La TA è pratica, e da un certo punto di vista è una pratica come altre, e quando ne parlo con le persone spesso mi dicono: ah ho capito cosa vuoi dire! è come lo yoga! oppure, è come… ! ecc…
Anche se ci sono elementi per mettere in relazione queste pratiche tra loro (e può essere utile, interessante e un campo di esplorazione a sé stante), pensarla solo in questi termini è fuorviante, poiché non ci permette di vedere cosa ognuna sia veramente.
Questo può già mostrare la comune abitudine di voler immediatamente trovare una risposta a una domanda, invece che lasciare lo spazio aperto a ciò che non conosciamo. In questo esempio il punto di partenza è che non sappiamo cosa sia la tecnica Alexander, eppure ci sentiamo spinti a definirla.
Una delle domande che ci muovono nella TA potrebbe essere proprio questa: come possiamo vedere le cose così come sono, dove la “cosa” principale cui guardiamo è noi stessi, l’essere umano?
Sospendendo i nostri modi abituali di guardare, reagire, pensare, e facendo spazio a ciò che non è necessariamente possibile definire o categorizzare, ma che nondimeno troviamo nell’esperienza ed è in noi, e che negli altri trova riflesso.
Il contatto e l’insegnamento della tecnica Alexander (sia attraverso le mani che il linguaggio verbale) sono sviluppati e trasmessi con l’obiettivo di non manipolare qualcosa nella persona con cui stiamo lavorando, imponendole una postura o punto di vista, ma per facilitare la capacità di attingere a quella proprietà riflessiva che condividiamo.

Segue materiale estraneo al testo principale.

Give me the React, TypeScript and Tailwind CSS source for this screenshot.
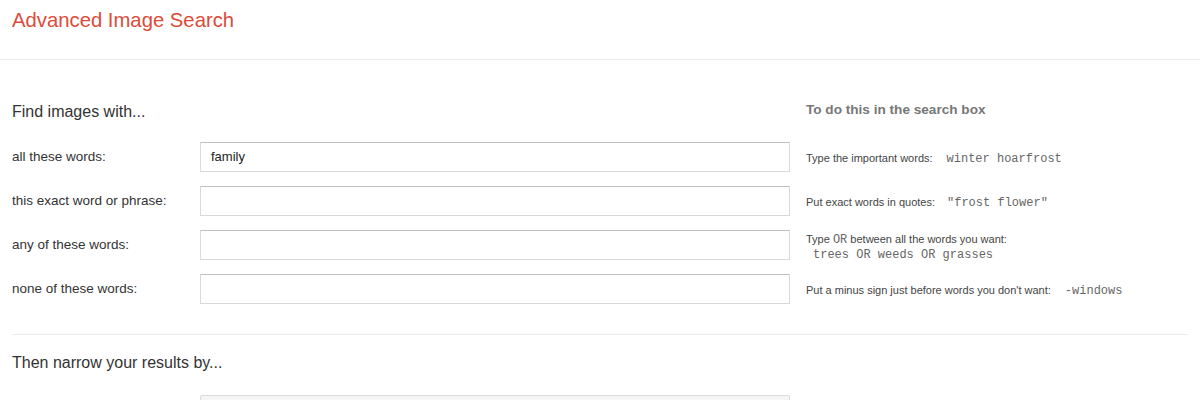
import React from "react";

const rows = [
  { label: "all these words:", value: "family", hint: "important" },
  { label: "this exact word or phrase:", value: "", hint: "exact" },
  { label: "any of these words:", value: "", hint: "or" },
  { label: "none of these words:", value: "", hint: "minus" },
];

const mono = "font-['Liberation_Mono',monospace] text-[12px] text-[#666]";

function Hint({ kind }: { kind: string }) {
  if (kind === "important")
    return (
      <div>
        Type the important words:<span className={`${mono} ml-[14px]`}>winter hoarfrost</span>
      </div>
    );
  if (kind === "exact")
    return (
      <div>
        Put exact words in quotes:<span className={`${mono} ml-[12px]`}>"frost flower"</span>
      </div>
    );
  if (kind === "or")
    return (
      <div className="leading-[15px]">
        <div>
          Type <span className={mono}>OR</span> between all the words you want:
        </div>
        <div className={`${mono} pl-[7px]`}>trees OR weeds OR grasses</div>
      </div>
    );
  return (
    <div>
      Put a minus sign just before words you don't want:<span className={`${mono} ml-[14px]`}>-windows</span>
    </div>
  );
}

export default function App() {
  return (
    <div className="w-[1200px] h-[400px] overflow-hidden bg-white font-['Liberation_Sans',Arial,sans-serif]">
      <div className="h-[60px] border-b border-[#ebebeb] px-3 pt-[8px]">
        <h1 className="text-[20.3px] leading-[24px] text-[#dd4b39]">Advanced Image Search</h1>
      </div>
      <div className="px-3">
        <div className="flex pt-[42px]">
          <div className="w-[778px]">
            <h2 className="text-[16px] leading-[20px] text-[#333]">Find images with...</h2>
            <div className="mt-[13px]">
              {rows.map((r) => (
                <div key={r.label} className="flex h-[44px] items-center">
                  <div className="w-[188px] text-[13.5px] text-[#333]">{r.label}</div>
                  <div className="flex h-[30px] w-[590px] items-center border border-[#d9d9d9] border-t-[#c0c0c0] bg-white px-[10px] text-[13px] text-[#222]">
                    {r.value}
                  </div>
                </div>
              ))}
            </div>
          </div>
          <div className="ml-[16px] flex-1">
            <h3 className="pt-[1px] text-[13.6px] font-bold leading-[14px] text-[#777]">To do this in the search box</h3>
            <div className="mt-[20px] text-[11px] text-[#444]">
              {rows.map((r) => (
                <div key={r.hint} className="flex h-[44px] items-center">
                  <Hint kind={r.hint} />
                </div>
              ))}
            </div>
          </div>
        </div>
        <div className="mt-[21px] border-t border-[#ebebeb]" />
        <h2 className="mt-[18px] text-[16px] leading-[20px] text-[#333]">Then narrow your results by...</h2>
        <div className="mt-[22px] ml-[188px] h-[30px] w-[590px] rounded-[2px] border border-[#dcdcdc] bg-[#f5f5f5]" />
      </div>
    </div>
  );
}
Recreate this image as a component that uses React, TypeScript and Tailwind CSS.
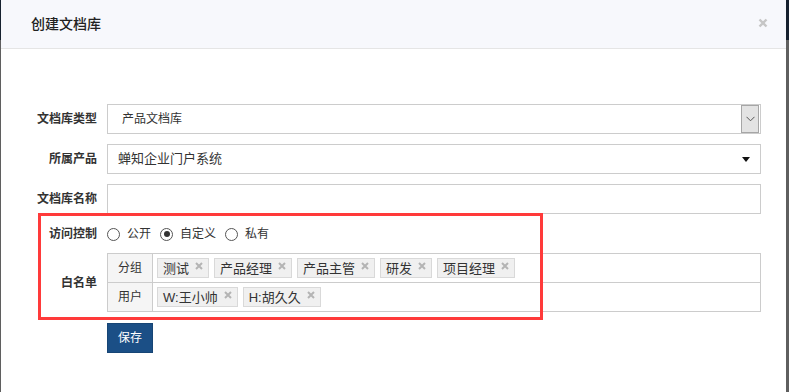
import React from "react";

const groups = ["测试", "产品经理", "产品主管", "研发", "项目经理"];
const users = ["W:王小帅", "H:胡久久"];

const Tag = ({ text }: { text: string }) => (
  <span className="flex h-[20px] items-center border border-[#d9d9d9] bg-[#f0f0f0] pl-[5px] pr-[5px] text-[13px] leading-none text-[#333]">
    {text}
    <svg
      className="ml-[6px] -mt-[4px]"
      width="8"
      height="8"
      viewBox="0 0 8 8"
    >
      <path d="M1 1 L7 7 M7 1 L1 7" stroke="#b4b4b4" strokeWidth="2" />
    </svg>
  </span>
);

const Radio = ({ label, checked }: { label: string; checked?: boolean }) => (
  <label className="mr-[9px] flex items-center">
    <span className="flex h-[13px] w-[13px] items-center justify-center rounded-full border border-[#555] bg-white">
      {checked && <span className="h-[6px] w-[6px] rounded-full bg-[#333]" />}
    </span>
    <span className="ml-[7px] text-[12px] text-[#333]">{label}</span>
  </label>
);

const Row = ({
  label,
  children,
}: {
  label: string;
  children: React.ReactNode;
}) => (
  <div className="flex items-center">
    <div className="w-[96px] pr-0 text-right text-[12px] font-bold text-[#333]">
      {label}
    </div>
    <div className="ml-[10px] w-[654px]">{children}</div>
  </div>
);

export default function App() {
  return (
    <div className="flex h-[392px] w-[789px] bg-[#5f5f5f] font-['Liberation_Sans','Noto_Sans_CJK_SC',sans-serif]">
      <div className="flex w-[1px] flex-col">
        <div className="h-[40px] bg-[#16212f]" />
      </div>
      <div className="relative h-[392px] w-[785px] bg-white">
        <div className="flex h-[49px] items-center justify-between border-b border-[#e5e5e5] bg-[#f7f8fc] pl-[30px] pr-[18px]">
          <span className="text-[14px] font-medium text-[#222]">创建文档库</span>
          <svg width="10" height="10" viewBox="0 0 10 10" className="-mt-[2px]">
            <path d="M1.5 1.5 L8.5 8.5 M8.5 1.5 L1.5 8.5" stroke="#c6c6c6" strokeWidth="2.4" />
          </svg>
        </div>

        <div className="flex flex-col pt-[55px]">
          <Row label="文档库类型">
            <div className="flex h-[30px] items-center border border-[#ccc] bg-white">
              <span className="flex-1 pl-[14px] text-[12px] text-[#333]">产品文档库</span>
              <span className="mr-px flex h-[28px] w-[18px] items-center justify-center border border-[#a6a6a6] bg-[#e3e3e3]">
                <svg width="9" height="6" viewBox="0 0 9 6">
                  <path d="M0.5 0.8 L4.5 4.8 L8.5 0.8" stroke="#555" strokeWidth="1" fill="none" />
                </svg>
              </span>
            </div>
          </Row>
          <div className="h-[10px]" />
          <Row label="所属产品">
            <div className="flex h-[30px] items-center border border-[#ccc] bg-white pr-[10px]">
              <span className="flex-1 pl-[10px] text-[13px] text-[#333]">蝉知企业门户系统</span>
              <svg width="8" height="5" viewBox="0 0 8 5">
                <path d="M0 0 L8 0 L4 5 Z" fill="#111" />
              </svg>
            </div>
          </Row>
          <div className="h-[10px]" />
          <Row label="文档库名称">
            <div className="h-[30px] border border-[#ccc] bg-white" />
          </Row>
          <div className="h-[10px]" />
          <Row label="访问控制">
            <div className="flex h-[20px] items-center">
              <Radio label="公开" />
              <Radio label="自定义" checked />
              <Radio label="私有" />
            </div>
          </Row>
          <div className="h-[9px]" />
          <Row label="白名单">
            <div className="border border-[#ccc]">
              <div className="flex h-[29px] border-b border-[#ccc]">
                <div className="flex w-[45px] items-center justify-center border-r border-[#ccc] bg-[#f5f5f5] text-[12px] text-[#333]">
                  分组
                </div>
                <div className="flex items-center gap-[5px] pl-[4px]">
                  {groups.map((g) => (
                    <Tag key={g} text={g} />
                  ))}
                </div>
              </div>
              <div className="flex h-[28px]">
                <div className="flex w-[45px] items-center justify-center border-r border-[#ccc] bg-[#f5f5f5] text-[12px] text-[#333]">
                  用户
                </div>
                <div className="flex items-center gap-[5px] pl-[4px]">
                  {users.map((u) => (
                    <Tag key={u} text={u} />
                  ))}
                </div>
              </div>
            </div>
          </Row>
          <div className="h-[11px]" />
          <div className="ml-[106px]">
            <button className="h-[30px] w-[46px] border border-[#174575] bg-[#1b4f86] text-[12px] text-white">
              保存
            </button>
          </div>
        </div>

        <div className="pointer-events-none absolute left-[37px] top-[213px] h-[107px] w-[505px] border-[3px] border-[#ff3a3a]" />
      </div>
      <div className="flex w-[3px] flex-col">
        <div className="h-[40px] bg-[#16212f]" />
      </div>
    </div>
  );
}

Così per alcuni momenti di tanto in tanto, e di nuovo nella pratica, possiamo aprirci alla possibilità di scoprire qualcosa che non conosciamo, qualcosa che si dispiega e non è mai fisso, qualcosa di nuovo.
ENG
AT is practical, and from one point of view is just a practice like others, and when I talk to people, they often say: ah I understand what you mean! it’s like yoga! or, it’s like that…! etc…
Even though there are elements for relating these practices among each other (and it can be useful, interesting, and a field of exploration on its own), only thinking about it in these terms, is misleading because it doesn’t allow us to see what they really are.
This can also show how it is our habit to immediately find an answer to a question, of how, we are not so able to leave the space open to the unknown, like in this example, our starting point is that we don’t know what the Alexander technique is, yet we feel compelled to define it.
One of the moving questions in AT, could be said to be exactly this: how can we see things just as they are, the main “thing” we look at being the self, the human being?
By suspending our habitual ways of looking, reacting, thinking, and making space for what is not possible to define or “put in a box” but is nevertheless experienced in us, and that in others finds reflection.
The contact and teaching of the Alexander technique (both through hands and verbal language) are developed and taught with the aim of non-manipulating something onto the person we are working with, imposing a view, but through this contact we can tap into that reflective property we share, and for moments opening into the possibility of discovering something we don’t know, something unfolding and never fixed, something new.